Il faut aussi souligner qu’en 1894, Stuart-Menteath est le premier à mettre en évidence la présence d’Eocène dans la série côtière entre la frontière française et Saint-Sébastien, en soulignant que le faciès « flysch » couvre aussi bien des dépôts éocènes que crétacés. Là aussi, ce n’est qu’en 1972 (Kruit et al.[5]) que, grâce aux séquences de Bouma et au travail des géologues de Shell, cet ensemble pourra être interprété comme un dépôt turbiditique profond.

 

8.  Le conflit avec la Société géologique

 

En 1894, à l’abri du besoin, il renonce à toute activité professionnelle pour se consacrer à ses recherches et paie la somme de 400 francs, somme importante pour l’époque, pour devenir « membre à vie » de la Société géologique de France. En juin de la même année, paraît un court article fort intéressant dans le bulletin de la Société géologique de France car il aborde les questions de fond et les théories à la mode, suite à la parution de la note de Marcel Bertrand, publiée aux Comptes Rendus de l’Académie des sciences du 29 janvier 1894 sur les « lignes directrices de la géologie française ». Selon sa jolie expression « le réseau pentagonal est remplacé par le réseau orthogonal et à peine échappé des mailles du premier, on est menacé des mailles flexibles du second ». Soulignant la différence entre tectonique de surface et tectonique profonde (son expérience de mineur) il met en garde à juste titre géologues et géographes contre les généralisations abusives, en tout cas inapplicables aux Pyrénées.
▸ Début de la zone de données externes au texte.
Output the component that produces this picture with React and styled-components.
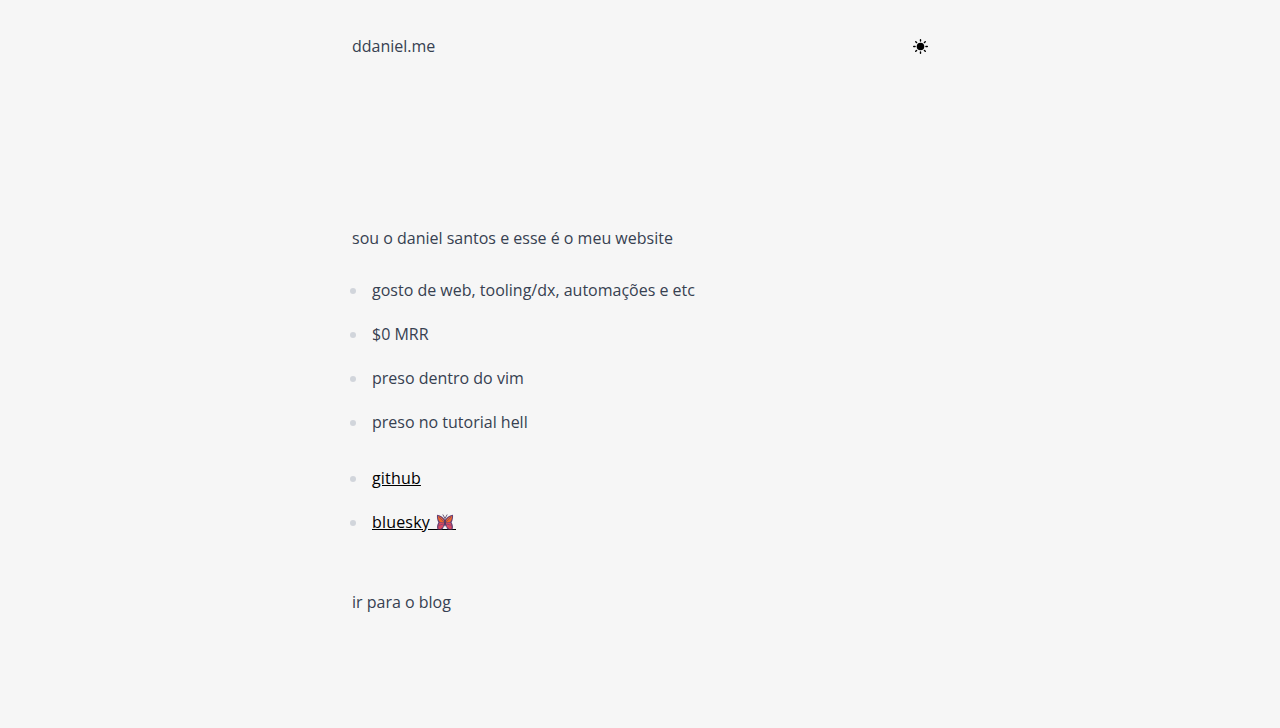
import React from 'react';
import styled, { createGlobalStyle } from 'styled-components';

const GlobalStyle = createGlobalStyle`
  *, *::before, *::after { box-sizing: border-box; }
  body {
    margin: 0;
    background: #f6f6f6;
    color: #374151;
    font-family: "Open Sans", sans-serif;
    font-size: 16px;
    line-height: 28px;
  }
`;

const Page = styled.div`
  width: 576px;
  margin: 0 auto;
  padding-top: 32px;
`;

const Header = styled.header`
  display: flex;
  align-items: center;
  justify-content: space-between;
  height: 28px;
`;

const NavLink = styled.a`
  color: inherit;
  text-decoration: none;
`;

const ThemeButton = styled.button`
  display: flex;
  padding: 1px 0 0;
  border: 0;
  background: none;
  color: #000;
`;

const Main = styled.main`
  padding-top: 164px;
`;

const Intro = styled.p`
  margin: 0;
`;

const List = styled.ul`
  display: flex;
  flex-direction: column;
  gap: 16px;
  margin: ${(p) => p.$top}px 0 0;
  padding: 0 0 0 16px;
`;

const Item = styled.li`
  height: 28px;
  padding-left: 4px;

  &::marker { color: #d1d5db; }
`;

const Link = styled.a`
  color: #000;
  font-weight: 500;
  letter-spacing: 0.18px;
  text-decoration: underline;
`;

const Butterfly = styled.svg`
  width: 22px;
  height: 18px;
  vertical-align: -3px;
`;

const Footer = styled.footer`
  margin-top: 52px;
`;

const SunIcon = () => (
  <svg width="15" height="15" viewBox="0 0 15 15" fill="none" stroke="currentColor" strokeWidth="1.4" strokeLinecap="round">
    <circle cx="7.5" cy="7.5" r="3.8" fill="currentColor" stroke="none" />
    <path d="M7.5.7v1.4M7.5 12.9v1.4M.7 7.5h1.4M12.9 7.5h1.4M2.7 2.7l.9.9M11.4 11.4l.9.9M2.7 12.3l.9-.9M11.4 3.6l.9-.9" />
  </svg>
);

const ButterflyIcon = () => (
  <Butterfly viewBox="0 0 22 18" aria-label="borboleta">
    <path d="M0 16.500h22" stroke="#000" />
    <path d="M11 7C9 4 6 1.800 3 1.800c-.3 2.800.2 5.400 1.400 7.600-1.400 2.200-1.800 4.800-.9 7.100h4.700c.9-.8 1.400-1.900 1.700-3.200L11 12l1.100 1.300c.3 1.300.8 2.400 1.700 3.200h4.700c.9-2.300.5-4.900-.9-7.100 1.200-2.200 1.700-4.800 1.400-7.600-3 0-6 2.200-8 5.200z" fill="#664174" />
    <path d="M4 3C6.500 3.600 9 5.400 10.200 8.300L10 9.500 6 9.200C4.500 7.500 3.900 5.200 4 3zM18 3c-2.500.6-5 2.400-6.200 5.300l.2 1.200 4-.3c1.500-1.700 2.100-4 2-6.200z" fill="#ef652b" />
    <path d="M5.500 9.800l4.500.3-1.200 4-2.100 1.900H4.600c-.5-2-.2-4.400.9-6.200zM16.500 9.800l-4.500.3 1.200 4 2.100 1.900h2.100c.5-2 .2-4.400-.9-6.200z" fill="#dc4960" />
    <path d="M5 4l5 5M17 4l-5 5M4.500 12.500l4.500-1.500M17.500 12.500l-4.500-1.500" stroke="#664174" strokeWidth=".6" />
    <path d="M11 5.500v8M11 5.500L8.800 1.500M11 5.500l2.200-4" stroke="#493154" strokeWidth=".8" fill="none" />
  </Butterfly>
);

export default function App() {
  return (
    <>
      <GlobalStyle />
      <Page>
        <Header>
          <NavLink>ddaniel.me</NavLink>
          <ThemeButton aria-label="tema"><SunIcon /></ThemeButton>
        </Header>
        <Main>
          <Intro>sou o daniel santos e esse é o meu website</Intro>
          <List $top={24}>
            <Item>gosto de web, tooling/dx, automações e etc</Item>
            <Item>$0 MRR</Item>
            <Item>preso dentro do vim</Item>
            <Item>preso no tutorial hell</Item>
          </List>
          <List $top={28}>
            <Item><Link>github</Link></Item>
            <Item><Link>bluesky <ButterflyIcon /></Link></Item>
          </List>
        </Main>
        <Footer><NavLink>ir para o blog</NavLink></Footer>
      </Page>
    </>
  );
}
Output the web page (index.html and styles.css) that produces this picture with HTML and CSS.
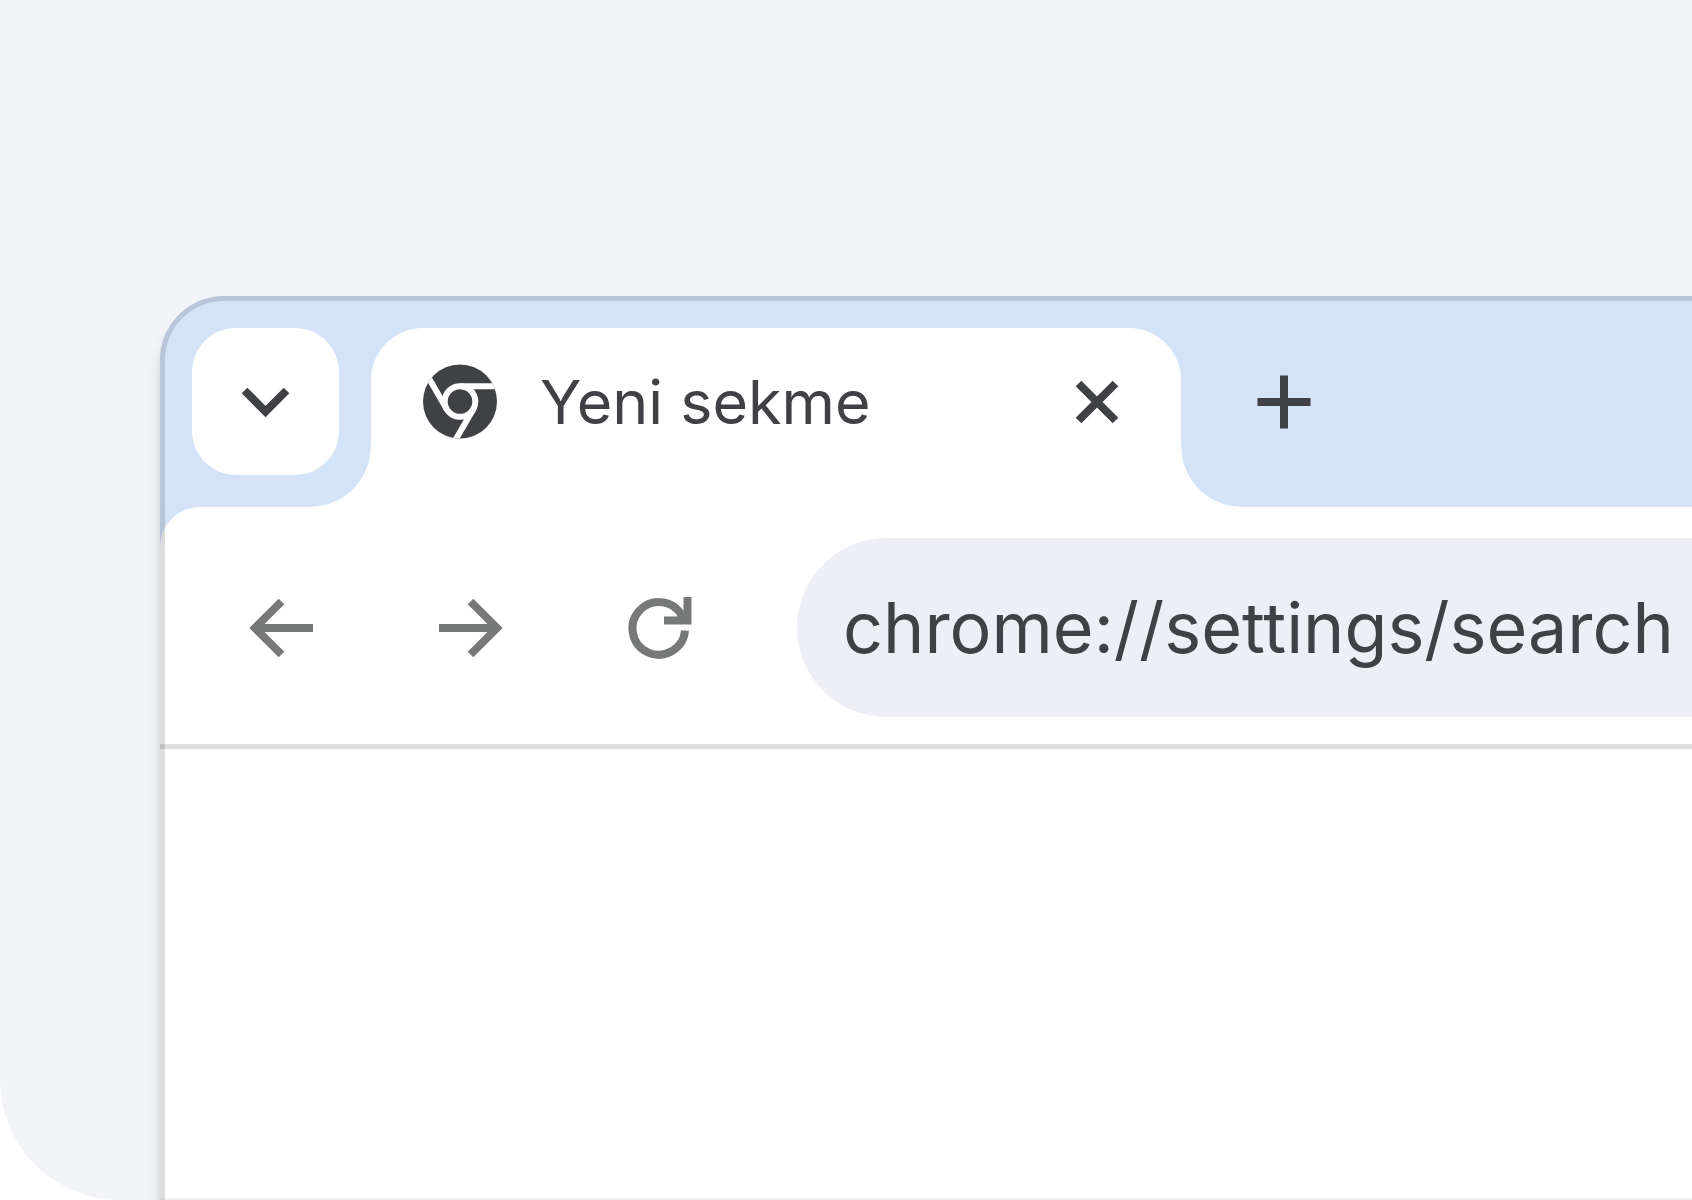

Les choses se gâtent avec la Société géologique à partir de l’été de 1899, quand certains commencent à suggérer que le Trias de Caseville, déjà cité, pourrait être la base d’une lame de recouvrement charriée. Le 6 juin, il envoie une note au Compte Rendu sommaire de la Société, se terminant sur une phrase qui provoque l’ire de Marcel Bertrand (réunion du Conseil du 26 juin). Fin 1900, il envoie deux notes à la Société géologique de France qui lui sont renvoyées pour être condensées. L’élection à la présidence de Carez, et de Seunes à une vice-présidence est trop pour lui. L’octroi de facilités aux jeunes membres adhérant à la Société, pour intensifier le recrutement, est contraire à sa conception élitiste des sociétés savantes. Après une lettre incendiaire le 30 janvier 1901 (entre autres, il y rejoint Jules Marcou dans la dénonciation d’une prétendue complicité de la Société dans le scandale de Panama), il démissionne le 5 février, en demandant que le service du Bulletin et du Compte Rendu sommaire lui soient assurés, du fait de sa cotisation de membre à vie. Heureux de se débarrasser de lui, sa démission est acceptée et sa requête admise. Une demande de réadmission, soutenue par Fournier et Bresson en 1906 n’aura aucun succès. Pendant des années, le service du Bulletin qui lui avait été assuré sera très épisodique – négligence ou mauvaise volonté – ce qui vaudra jusqu’à la fin de sa vie nombre de lettres incendiaires où il s’en prend à M. Mémin, qui assure le secrétariat de la Société. Comme le montre la figure de répartition de ses publications insérée à la fin de cet article, il ne peut plus publier ni dans le Bulletin, ni dans le Compte Rendu sommaire car ses tentatives sont alors systématiquement rejetées. Jusqu’en 1906, il trouvera à s’exprimer dans des publications espagnoles (Société aragonaise des Sciences naturelles, dont il a été l’un des présidents annuels) et britanniques (Geological Magazine), Pour cette période, on retiendra ses diatribes contre Suess et Darwin, et Carez bien sûr, mais surtout la publication chez Dulau, éditeur londonien, d’un ouvrage dont plusieurs fascicules ont paru, sans que je puisse m’assurer que tous aient été publiés.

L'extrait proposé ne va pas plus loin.